» **EXERCISE PROMPT**
Look at the data below and print exactly the lines from its first line through the line with "const cols2 = [113, 85, 101, 109, 115, 120, 120, 113];"; the pictures stay out of the copy.

- - - -

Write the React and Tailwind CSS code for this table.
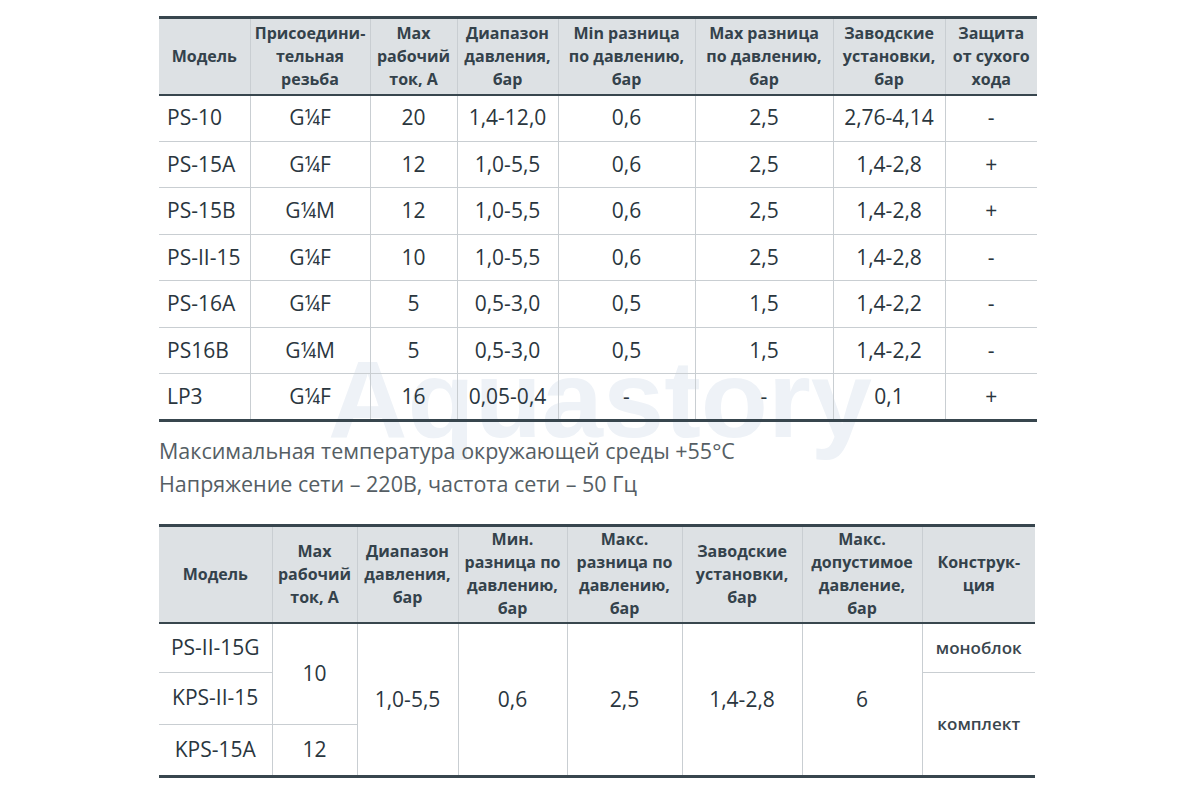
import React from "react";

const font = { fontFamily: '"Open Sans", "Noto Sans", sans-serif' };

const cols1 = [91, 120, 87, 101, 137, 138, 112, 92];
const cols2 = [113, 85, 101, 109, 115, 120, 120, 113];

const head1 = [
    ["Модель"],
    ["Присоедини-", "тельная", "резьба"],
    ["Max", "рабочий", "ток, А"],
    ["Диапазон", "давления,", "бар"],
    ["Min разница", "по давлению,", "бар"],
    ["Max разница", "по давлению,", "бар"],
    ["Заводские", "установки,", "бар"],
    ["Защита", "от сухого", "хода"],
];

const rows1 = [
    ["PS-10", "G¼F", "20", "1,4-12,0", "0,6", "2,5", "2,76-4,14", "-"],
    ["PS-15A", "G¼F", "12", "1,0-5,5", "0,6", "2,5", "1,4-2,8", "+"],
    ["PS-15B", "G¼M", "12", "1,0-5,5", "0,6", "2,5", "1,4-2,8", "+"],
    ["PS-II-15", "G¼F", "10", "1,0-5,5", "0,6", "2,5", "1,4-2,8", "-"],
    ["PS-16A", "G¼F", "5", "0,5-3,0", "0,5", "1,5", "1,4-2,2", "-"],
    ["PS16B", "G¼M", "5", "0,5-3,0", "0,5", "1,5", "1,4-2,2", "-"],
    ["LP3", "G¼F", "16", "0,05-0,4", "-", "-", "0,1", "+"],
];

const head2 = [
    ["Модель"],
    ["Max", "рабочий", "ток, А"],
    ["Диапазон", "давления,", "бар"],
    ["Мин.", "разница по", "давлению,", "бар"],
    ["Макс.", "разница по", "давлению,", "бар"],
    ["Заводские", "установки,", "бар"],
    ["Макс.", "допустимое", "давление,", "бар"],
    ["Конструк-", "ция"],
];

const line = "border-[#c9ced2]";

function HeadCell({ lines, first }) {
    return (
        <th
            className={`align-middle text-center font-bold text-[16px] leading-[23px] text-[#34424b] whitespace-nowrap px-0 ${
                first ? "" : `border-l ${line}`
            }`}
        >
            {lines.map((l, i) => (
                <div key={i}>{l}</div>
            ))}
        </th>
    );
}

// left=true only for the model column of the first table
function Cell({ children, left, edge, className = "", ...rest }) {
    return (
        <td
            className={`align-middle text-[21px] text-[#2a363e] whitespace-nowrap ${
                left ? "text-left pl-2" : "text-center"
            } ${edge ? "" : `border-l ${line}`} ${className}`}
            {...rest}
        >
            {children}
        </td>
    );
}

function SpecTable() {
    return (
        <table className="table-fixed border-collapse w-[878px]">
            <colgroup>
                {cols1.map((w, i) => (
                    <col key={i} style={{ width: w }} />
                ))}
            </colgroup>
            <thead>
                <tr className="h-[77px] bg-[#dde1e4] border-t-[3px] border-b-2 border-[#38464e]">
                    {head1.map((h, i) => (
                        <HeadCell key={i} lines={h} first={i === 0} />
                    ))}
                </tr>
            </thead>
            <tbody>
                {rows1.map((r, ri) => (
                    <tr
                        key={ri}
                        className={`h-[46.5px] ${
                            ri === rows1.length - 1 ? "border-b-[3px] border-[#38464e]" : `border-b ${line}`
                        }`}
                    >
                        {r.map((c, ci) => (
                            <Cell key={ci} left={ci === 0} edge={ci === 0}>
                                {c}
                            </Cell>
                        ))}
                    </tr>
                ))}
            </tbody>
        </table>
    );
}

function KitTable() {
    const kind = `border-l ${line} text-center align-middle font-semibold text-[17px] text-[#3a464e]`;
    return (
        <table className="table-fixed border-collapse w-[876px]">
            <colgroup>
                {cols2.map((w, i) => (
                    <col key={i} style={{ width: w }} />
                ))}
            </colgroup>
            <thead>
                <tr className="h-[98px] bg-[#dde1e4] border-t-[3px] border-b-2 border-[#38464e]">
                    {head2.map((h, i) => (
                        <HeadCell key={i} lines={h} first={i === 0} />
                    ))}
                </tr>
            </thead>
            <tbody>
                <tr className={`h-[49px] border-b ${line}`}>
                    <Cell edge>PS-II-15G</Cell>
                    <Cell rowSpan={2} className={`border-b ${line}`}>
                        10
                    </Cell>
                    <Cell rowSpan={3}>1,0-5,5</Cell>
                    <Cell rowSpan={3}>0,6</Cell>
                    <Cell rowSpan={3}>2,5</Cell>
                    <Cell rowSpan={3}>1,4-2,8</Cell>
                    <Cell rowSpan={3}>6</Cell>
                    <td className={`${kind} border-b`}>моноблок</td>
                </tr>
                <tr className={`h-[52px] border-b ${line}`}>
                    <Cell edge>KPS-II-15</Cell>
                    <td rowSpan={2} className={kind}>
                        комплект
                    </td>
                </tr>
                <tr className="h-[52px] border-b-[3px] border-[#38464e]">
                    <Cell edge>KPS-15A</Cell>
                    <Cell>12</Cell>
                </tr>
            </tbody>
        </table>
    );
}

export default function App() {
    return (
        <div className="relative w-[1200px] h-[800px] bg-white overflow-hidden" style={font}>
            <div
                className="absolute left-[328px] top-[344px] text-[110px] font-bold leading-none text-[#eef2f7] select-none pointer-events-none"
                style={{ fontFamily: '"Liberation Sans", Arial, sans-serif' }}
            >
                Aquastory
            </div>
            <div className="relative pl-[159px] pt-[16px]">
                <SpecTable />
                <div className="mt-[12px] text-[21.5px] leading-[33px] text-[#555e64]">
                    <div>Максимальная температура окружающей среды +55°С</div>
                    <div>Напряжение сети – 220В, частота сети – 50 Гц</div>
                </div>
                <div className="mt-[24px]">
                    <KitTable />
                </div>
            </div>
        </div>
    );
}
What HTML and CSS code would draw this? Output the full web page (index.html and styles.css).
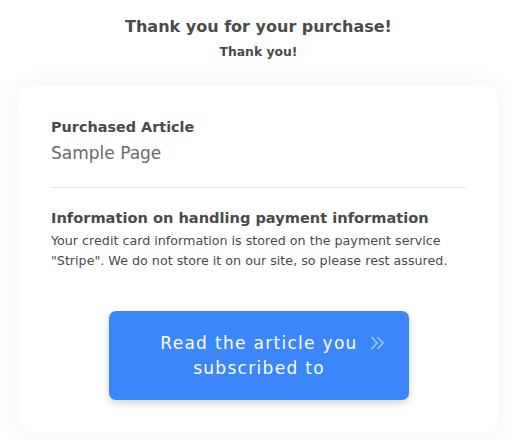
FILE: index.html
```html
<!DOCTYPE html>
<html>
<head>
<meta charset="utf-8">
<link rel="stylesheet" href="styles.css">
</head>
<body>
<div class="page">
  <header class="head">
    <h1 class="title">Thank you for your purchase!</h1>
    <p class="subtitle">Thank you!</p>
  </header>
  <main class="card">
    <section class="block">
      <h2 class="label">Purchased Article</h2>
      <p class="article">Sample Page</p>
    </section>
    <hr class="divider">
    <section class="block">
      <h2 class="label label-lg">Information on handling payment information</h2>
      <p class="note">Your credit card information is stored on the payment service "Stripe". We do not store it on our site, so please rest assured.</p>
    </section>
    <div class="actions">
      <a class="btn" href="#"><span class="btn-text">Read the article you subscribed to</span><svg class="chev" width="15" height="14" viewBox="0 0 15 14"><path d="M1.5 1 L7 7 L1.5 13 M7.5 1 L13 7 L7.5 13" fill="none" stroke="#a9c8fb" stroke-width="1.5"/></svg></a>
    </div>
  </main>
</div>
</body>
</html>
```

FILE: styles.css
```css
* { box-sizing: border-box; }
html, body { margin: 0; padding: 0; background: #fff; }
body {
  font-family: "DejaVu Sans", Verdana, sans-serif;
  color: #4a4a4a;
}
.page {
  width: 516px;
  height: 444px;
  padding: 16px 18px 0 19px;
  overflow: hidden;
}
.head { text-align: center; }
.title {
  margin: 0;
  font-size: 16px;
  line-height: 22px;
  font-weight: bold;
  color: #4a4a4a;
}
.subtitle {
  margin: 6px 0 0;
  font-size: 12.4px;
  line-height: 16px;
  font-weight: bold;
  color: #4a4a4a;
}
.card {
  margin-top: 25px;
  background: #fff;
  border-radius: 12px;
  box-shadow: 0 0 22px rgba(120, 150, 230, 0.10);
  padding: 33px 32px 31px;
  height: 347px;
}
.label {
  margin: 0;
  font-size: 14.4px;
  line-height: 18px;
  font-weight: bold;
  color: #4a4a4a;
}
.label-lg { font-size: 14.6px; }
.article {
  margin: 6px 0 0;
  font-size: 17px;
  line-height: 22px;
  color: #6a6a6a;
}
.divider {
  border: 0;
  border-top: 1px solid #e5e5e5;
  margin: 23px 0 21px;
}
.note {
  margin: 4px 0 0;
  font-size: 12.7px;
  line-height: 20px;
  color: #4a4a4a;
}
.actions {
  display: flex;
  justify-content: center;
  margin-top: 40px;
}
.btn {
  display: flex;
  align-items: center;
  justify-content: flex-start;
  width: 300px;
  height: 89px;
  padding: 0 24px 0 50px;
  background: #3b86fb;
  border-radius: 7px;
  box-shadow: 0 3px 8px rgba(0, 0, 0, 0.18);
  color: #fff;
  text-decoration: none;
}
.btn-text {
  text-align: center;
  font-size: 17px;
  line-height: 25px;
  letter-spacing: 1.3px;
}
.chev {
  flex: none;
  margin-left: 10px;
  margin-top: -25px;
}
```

- - - -

» **RESULT**
Write the React and Tailwind CSS code for this table.
import React from "react";

const font = { fontFamily: '"Open Sans", "Noto Sans", sans-serif' };

const cols1 = [91, 120, 87, 101, 137, 138, 112, 92];
const cols2 = [113, 85, 101, 109, 115, 120, 120, 113];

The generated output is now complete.